Terça-feira após o domingo da Septuagésima
«E, adiantando-se um pouco, prostrou-se com o rosto em terra,
orando e dizendo: Meu Pai... » (Mt 26, 39)
I. Aqui se verifica as três condições da oração:
1. A solicitude, significada por estas palavras: "adiantando-se um pouco", pois Cristo afasta-se mesmo daqueles que elegera, conforme aquilo do Evangelho: "Tu, porém, quando orares, entra no teu quarto, e, fechada a porta, ora a teu Pai em segredo" (Mt 6, 6). Observe, contudo, que Nosso Senhor adianta-se "um pouco", e não muito, para nos ensinar que Ele jamais está longe dos que o invocam; também para que os Apóstolos, vendo-o rezar, aprendam com o exemplo.
2. A humildade, significada por estas palavras: "prostrou-se com o rosto em terra". Cristo dá exemplo de humildade, primeiro porque necessária à oração, segundo por causa da presunção de são Pedro, que pouco antes dissera: "Ainda que eu tenha de morrer contigo, não te negarei" (Mt 26, 35). Nosso Senhor se prostra como que para dizer a são Pedro que não deveria confiar demais em si.
3. A devoção, significada por estas palavras: "Meu pai". É certamente necessário, ao que reza, que o faça com devoção. Diz "Meu Pai", pois é o próprio Filho, singularmente; nós, porém, somos filhos por adoção.
In Matth., 26
«... se é possível, passe de mim este cálice; todavia não se faça como eu quero,
mas sim como tu queres» (Mt 26, 39)
II. Aqui se trata do conteúdo da oração. Cristo rezou conforme sua natureza sensível, quando sua oração, como um advogado, exprimia os desejos desta. E Cristo o fez para nos instruir acerca de três coisas:
1. Para demonstrar que havia assumido uma natureza humana verdadeira, com todas suas inclinações naturais;
2. Para mostrar-nos que é lícito ao homem, segundo seus sentimentos naturais, querer algo que Deus não quer;
3. Para provar que o homem deve subordinar seus próprios desejos à vontade divina. Por isso, diz Agostinho: "Cristo, comportando-se como homem, manifestou sua vontade humana particular ao dizer: passe de mim este cálice (Mt 26, 39). Era uma vontade humana, um desejo próprio e como que privado. Mas, porque quer ser um homem reto e dirigir-se a Deus, acrescenta: "todavia não se faça como eu quero, mas sim como tu queres" (Mt 26, 39)"
IIIa pars q. 21, a. 2
E nisso nos mostra que devemos ordenar nossos sentimentos de tal sorte que não estejam em desacordo com a regra divina. Não é, portanto, um mal que tenhamos horror daquilo que é custoso à natureza, desde que permaneçamos na ordem da divina vontade.

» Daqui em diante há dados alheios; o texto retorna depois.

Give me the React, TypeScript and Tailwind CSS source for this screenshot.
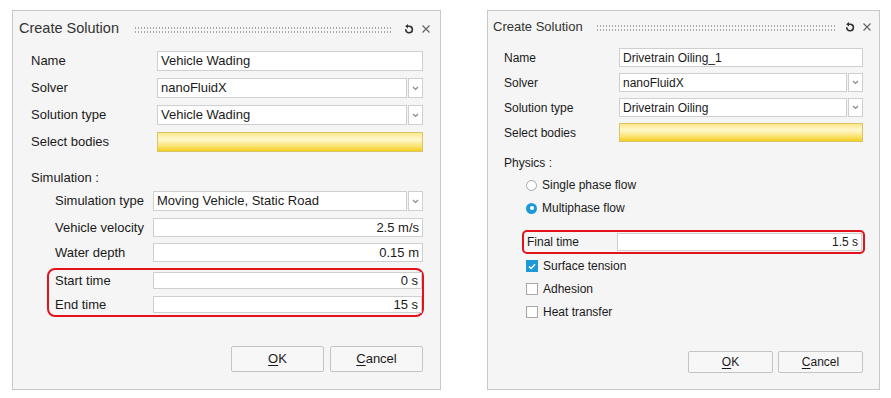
import React from "react";

const font = "font-['Liberation_Sans',Arial,sans-serif]";

const Dots = () => (
	<div className="flex-1 h-[7px] bg-[radial-gradient(circle,#a8a8a8_0.8px,transparent_1px)] bg-[length:3px_4px] bg-repeat" />
);

const HeaderIcons = () => (
	<div className="flex items-center gap-[7px] text-[#444]">
		<svg width="10" height="10" viewBox="0 0 10 10" fill="none">
			<path
				d="M3.2 2.2 H5.2 A3.3 3.3 0 1 1 1.8 5.8"
				stroke="#333"
				strokeWidth="1.6"
				strokeLinecap="round"
			/>
			<path d="M1.2 2.2 L4 0 L4 4.4 Z" fill="#333" />
		</svg>
		<svg width="10" height="10" viewBox="0 0 10 10">
			<path d="M1.5 1.5 L8.5 8.5 M8.5 1.5 L1.5 8.5" stroke="#666" strokeWidth="1.2" />
		</svg>
	</div>
);

const TextBox = ({
	value = "",
	right = false,
	className = "",
}: {
	value?: string;
	right?: boolean;
	className?: string;
}) => (
	<div
		className={`flex-1 h-full bg-white border border-[#cfcfcf] flex items-center px-[3px] text-[#1a1a1a] whitespace-nowrap overflow-hidden ${
			right ? "justify-end" : ""
		} ${className}`}
	>
		{value}
	</div>
);

const Combo = ({ value }: { value: string }) => (
	<div className="flex-1 h-full flex gap-[1px]">
		<TextBox value={value} />
		<div className="w-[15px] h-full bg-white border border-[#cfcfcf] flex items-center justify-center">
			<svg width="7" height="5" viewBox="0 0 7 5">
				<path d="M1 1 L3.5 3.5 L6 1" stroke="#888" strokeWidth="1.2" fill="none" />
			</svg>
		</div>
	</div>
);

const Bodies = () => (
	<div className="flex-1 h-full border border-[#d9c46a] bg-[linear-gradient(#fde78a,#fff8cf_35%,#fbe57a_70%,#f3cf1e)]" />
);

const Button = ({
	first,
	rest,
	className,
}: {
	first: string;
	rest: string;
	className: string;
}) => (
	<div
		className={`border border-[#c4c4c4] rounded-[2px] bg-[#f7f7f7] flex items-center justify-center text-[#1a1a1a] ${className}`}
	>
		<span className="underline underline-offset-2">{first}</span>
		{rest}
	</div>
);

const Row = ({
	label,
	labelW,
	h,
	children,
	className = "",
}: {
	label: string;
	labelW: string;
	h: string;
	children: React.ReactNode;
	className?: string;
}) => (
	<div className={`flex items-center ${h} ${className}`}>
		<div className={`${labelW} shrink-0 text-[#1a1a1a] whitespace-nowrap`}>{label}</div>
		{children}
	</div>
);

const WadingDialog = () => (
	<div className="w-[429px] h-[380px] border border-[#c8c8c8] bg-[#f5f5f5] flex flex-col text-[13px]">
		<div className="h-[36px] flex items-center pl-[6px] pr-[9px]">
			<span className="text-[14.5px] text-[#333]">Create Solution</span>
			<div className="flex-1 ml-[15px] mr-[11px] flex">
				<Dots />
			</div>
			<HeaderIcons />
		</div>

		<div className="pl-[18px] pr-[17px] mt-[4px] flex flex-col gap-[7px]">
			<Row label="Name" labelW="w-[126px]" h="h-[20px]">
				<TextBox value="Vehicle Wading" />
			</Row>
			<Row label="Solver" labelW="w-[126px]" h="h-[20px]">
				<Combo value="nanoFluidX" />
			</Row>
			<Row label="Solution type" labelW="w-[126px]" h="h-[20px]">
				<Combo value="Vehicle Wading" />
			</Row>
			<Row label="Select bodies" labelW="w-[126px]" h="h-[20px]">
				<Bodies />
			</Row>
		</div>

		<div className="pl-[18px] mt-[17px] h-[18px] flex items-center text-[#1a1a1a]">Simulation :</div>

		<div className="pl-[42px] pr-[17px]">
			<Row label="Simulation type" labelW="w-[98px]" h="h-[20px]" className="mt-[4px]">
				<Combo value="Moving Vehicle, Static Road" />
			</Row>
			<Row label="Vehicle velocity" labelW="w-[98px]" h="h-[19px]" className="mt-[7px]">
				<TextBox value="2.5 m/s" right />
			</Row>
			<Row label="Water depth" labelW="w-[98px]" h="h-[19px]" className="mt-[6px]">
				<TextBox value="0.15 m" right />
			</Row>
		</div>

		<div className="ml-[34px] mr-[16px] mt-[6px] border-2 border-[#e3121c] rounded-[8px] pl-[6px] py-[2px] flex flex-col gap-[7px]">
			<Row label="Start time" labelW="w-[98px]" h="h-[17px]">
				<TextBox value="0 s" right />
			</Row>
			<Row label="End time" labelW="w-[98px]" h="h-[17px]">
				<TextBox value="15 s" right />
			</Row>
		</div>

		<div className="mt-[29px] pr-[17px] flex justify-end gap-[6px]">
			<Button first="O" rest="K" className="w-[93px] h-[26px]" />
			<Button first="C" rest="ancel" className="w-[93px] h-[26px]" />
		</div>
	</div>
);

const Radio = ({ checked }: { checked?: boolean }) =>
	checked ? (
		<div className="w-[11px] h-[11px] rounded-full bg-[#1d9ad6] flex items-center justify-center">
			<div className="w-[4px] h-[4px] rounded-full bg-white" />
		</div>
	) : (
		<div className="w-[11px] h-[11px] rounded-full bg-white border border-[#a8a8a8]" />
	);

const Check = ({ checked }: { checked?: boolean }) =>
	checked ? (
		<div className="w-[12px] h-[12px] bg-[#1d9ad6] flex items-center justify-center">
			<svg width="8" height="7" viewBox="0 0 8 7">
				<path d="M1 3.6 L3.1 5.6 L7 1.2" stroke="white" strokeWidth="1.4" fill="none" />
			</svg>
		</div>
	) : (
		<div className="w-[12px] h-[12px] bg-white border border-[#a8a8a8]" />
	);

const Option = ({ mark, label, className = "" }: { mark: React.ReactNode; label: string; className?: string }) => (
	<div className={`h-[18px] flex items-center gap-[5px] pl-[38px] text-[#1a1a1a] ${className}`}>
		{mark}
		<span>{label}</span>
	</div>
);

const OilingDialog = () => (
	<div className="w-[393px] h-[380px] border border-[#c8c8c8] bg-[#f5f5f5] flex flex-col text-[12px]">
		<div className="h-[32px] flex items-center pl-[5px] pr-[7px]">
			<span className="text-[13px] text-[#333]">Create Solution</span>
			<div className="flex-1 ml-[13px] mr-[9px] flex">
				<Dots />
			</div>
			<HeaderIcons />
		</div>

		<div className="pl-[16px] pr-[16px] mt-[5px] flex flex-col gap-[6px]">
			<Row label="Name" labelW="w-[115px]" h="h-[19px]">
				<TextBox value="Drivetrain Oiling_1" />
			</Row>
			<Row label="Solver" labelW="w-[115px]" h="h-[19px]">
				<Combo value="nanoFluidX" />
			</Row>
			<Row label="Solution type" labelW="w-[115px]" h="h-[19px]">
				<Combo value="Drivetrain Oiling" />
			</Row>
			<Row label="Select bodies" labelW="w-[115px]" h="h-[19px]">
				<Bodies />
			</Row>
		</div>

		<div className="pl-[16px] mt-[13px] h-[16px] flex items-center text-[#1a1a1a]">Physics :</div>

		<Option mark={<Radio />} label="Single phase flow" className="mt-[5px]" />
		<Option mark={<Radio checked />} label="Multiphase flow" className="mt-[5px]" />

		<div className="ml-[34px] mr-[14px] mt-[13px] border-2 border-[#e3121c] rounded-[5px] pl-[3px] pr-[1px] py-[1px]">
			<Row label="Final time" labelW="w-[90px]" h="h-[18px]">
				<TextBox value="1.5 s" right />
			</Row>
		</div>

		<Option mark={<Check checked />} label="Surface tension" className="mt-[3px]" />
		<Option mark={<Check />} label="Adhesion" className="mt-[5px]" />
		<Option mark={<Check />} label="Heat transfer" className="mt-[5px]" />

		<div className="mt-[30px] pr-[16px] flex justify-end gap-[5px]">
			<Button first="O" rest="K" className="w-[85px] h-[22px]" />
			<Button first="C" rest="ancel" className="w-[85px] h-[22px]" />
		</div>
	</div>
);

export default function App() {
	return (
		<div className={`w-[891px] h-[398px] bg-white flex items-start pt-[10px] pl-[12px] gap-[46px] ${font}`}>
			<WadingDialog />
			<OilingDialog />
		</div>
	);
}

Cristo possuía duas vontades: uma, que tinha do Pai, enquanto Deus; outra enquanto homem; e esta, submetia em tudo ao Pai, dando-nos assim um exemplo de submissão de nossa vontade à do Pai, conforme aquilo de são João: "Porque eu desci do céu, não para fazer a minha vontade, mas a vontade daquele que me enviou" (Jo 6, 38)
In Matth., 26
(P. D. Mézard, O. P., Meditationes ex Operibus S. Thomae.)